Ia menambahkan, semestinya polisi hadir sebagai entitas profesional untuk melindungi, mengayomi, dan melayani rakyat selain juga sebagai fungsi penegakan hukum dan menjaga keamanan serta ketertiban. Begitu juga dengan pihak kejaksaan dan kehakiman.
"Ketika penegak hukum menjadi alat kepentingan politik, maka akan mengarah pada oligarki akibat negara dikuasai oleh sekelompok elite politik," kata Farouk.

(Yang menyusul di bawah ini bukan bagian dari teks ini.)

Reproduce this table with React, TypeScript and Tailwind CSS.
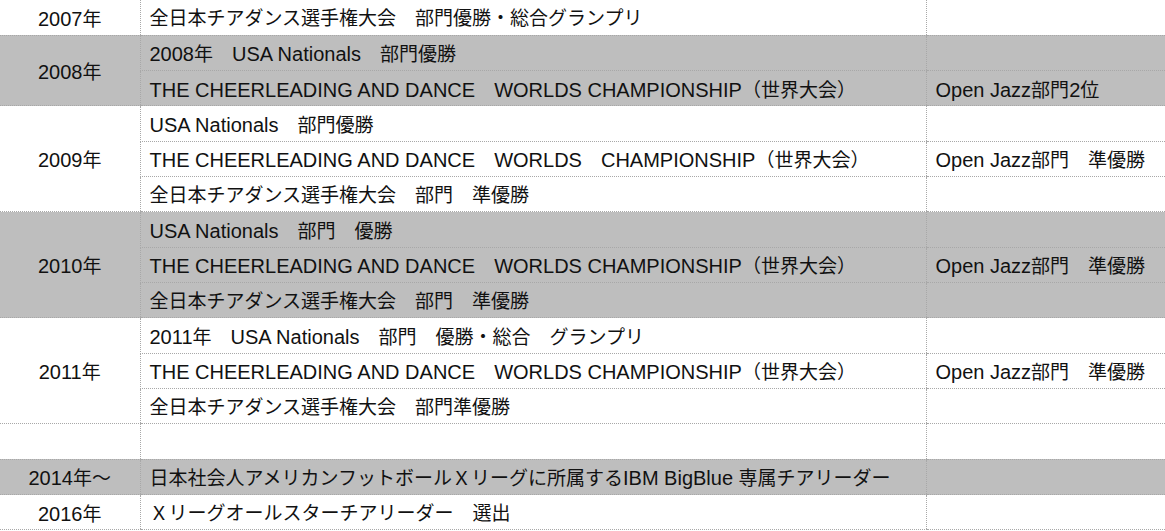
import React from "react";

type Sub = { text: string; result?: string };
type Group = { year: string; gray: boolean; subs: Sub[] };

const W = "THE CHEERLEADING AND DANCE　WORLDS CHAMPIONSHIP（世界大会）";

const groups: Group[] = [
  { year: "2007年", gray: false, subs: [{ text: "全日本チアダンス選手権大会　部門優勝・総合グランプリ" }] },
  {
    year: "2008年",
    gray: true,
    subs: [
      { text: "2008年　USA Nationals　部門優勝" },
      { text: W, result: "Open Jazz部門2位" },
    ],
  },
  {
    year: "2009年",
    gray: false,
    subs: [
      { text: "USA Nationals　部門優勝" },
      { text: "THE CHEERLEADING AND DANCE　WORLDS　CHAMPIONSHIP（世界大会）", result: "Open Jazz部門　準優勝" },
      { text: "全日本チアダンス選手権大会　部門　準優勝" },
    ],
  },
  {
    year: "2010年",
    gray: true,
    subs: [
      { text: "USA Nationals　部門　優勝" },
      { text: W, result: "Open Jazz部門　準優勝" },
      { text: "全日本チアダンス選手権大会　部門　準優勝" },
    ],
  },
  {
    year: "2011年",
    gray: false,
    subs: [
      { text: "2011年　USA Nationals　部門　優勝・総合　グランプリ" },
      { text: W, result: "Open Jazz部門　準優勝" },
      { text: "全日本チアダンス選手権大会　部門準優勝" },
    ],
  },
  { year: "", gray: false, subs: [{ text: "" }] },
  {
    year: "2014年〜",
    gray: true,
    subs: [{ text: "日本社会人アメリカンフットボールＸリーグに所属するIBM BigBlue 専属チアリーダー" }],
  },
  { year: "2016年", gray: false, subs: [{ text: "Ｘリーグオールスターチアリーダー　選出" }] },
];

function Mixed({ text }: { text: string }) {
  const parts = text.split(/([\x20-\x7e]+)/).filter((p) => p.length > 0);
  return (
    <>
      {parts.map((p, i) =>
        /^[\x20-\x7e]+$/.test(p) ? (
          <span key={i} className="text-[20px]">
            {p}
          </span>
        ) : (
          <span key={i}>{p}</span>
        )
      )}
    </>
  );
}

export default function App() {
  return (
    <div
      className="w-[1165px] h-[531px] overflow-hidden bg-white text-[#111] text-[19px] leading-none"
      style={{ fontFamily: '"Liberation Sans", "Noto Sans CJK JP", sans-serif' }}
    >
      <table className="w-[1165px] table-fixed border-collapse">
        <colgroup>
          <col className="w-[140px]" />
          <col className="w-[786px]" />
          <col />
        </colgroup>
        <tbody>
          {groups.map((g, gi) =>
            g.subs.map((s, si) => (
              <tr key={`${gi}-${si}`} className={`h-[35.33px] ${g.gray ? "bg-[#bebebe]" : "bg-white"}`}>
                {si === 0 && (
                  <td
                    rowSpan={g.subs.length}
                    className="p-0 pt-[3px] text-center align-middle whitespace-nowrap border-b border-dotted border-[#a8a8a8]"
                  >
                    <Mixed text={g.year} />
                  </td>
                )}
                <td className="pl-[9px] pr-0 pb-0 pt-[3px] align-middle whitespace-nowrap border-l border-b border-dotted border-[#a8a8a8]">
                  <Mixed text={s.text} />
                </td>
                <td className="pl-[9px] pr-0 pb-0 pt-[3px] align-middle whitespace-nowrap border-l border-b border-dotted border-[#a8a8a8]">
                  <Mixed text={s.result ?? ""} />
                </td>
              </tr>
            ))
          )}
        </tbody>
      </table>
    </div>
  );
}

Tidak kalah penting lagi adalah mengubah mental masyarakat yang bersifat neofeodal agar kualitas demokrasi di Indonesia meningkat ke depan dan bisa menjadi negara maju.
"Neo feodalisme ini bertolak belakang dengan prinsip demokrasi yang bertumpu pada persamaan dan kesetaraan tanpa memandang status sosial," katanya pula.
Tanggung jawab bersama untuk meruntuhkan nilai-nilai neofeodalisme yang masih mengakar kuat di masyarakat, kelompok-kelompok terdidik seperti mahasiswa, kalangan profesional dan kelompok cendekia lainnya perlu lebih berperan aktif dalam merombak kultur neofeodal ini.
Dia menegaskan, pada akhirnya akan bisa menciptakan demokrasi yang lebih substantif, yakni mampu menciptakan birokrasi yang melayani dan profesional, aparat hukum yang juga profesional dan imparsial dalam melindungi rakyat serta penegakan keadilan, dan sebuah pemerintahan yang berusaha keras dalam menyejahterakan warganya.
"Bukan demokrasi aksesoris yang melahirkan pejabat publik atau pemimpin koruptif yang memanfaatkan hukum untuk mengkriminalisasi rakyat," demikian Farouk.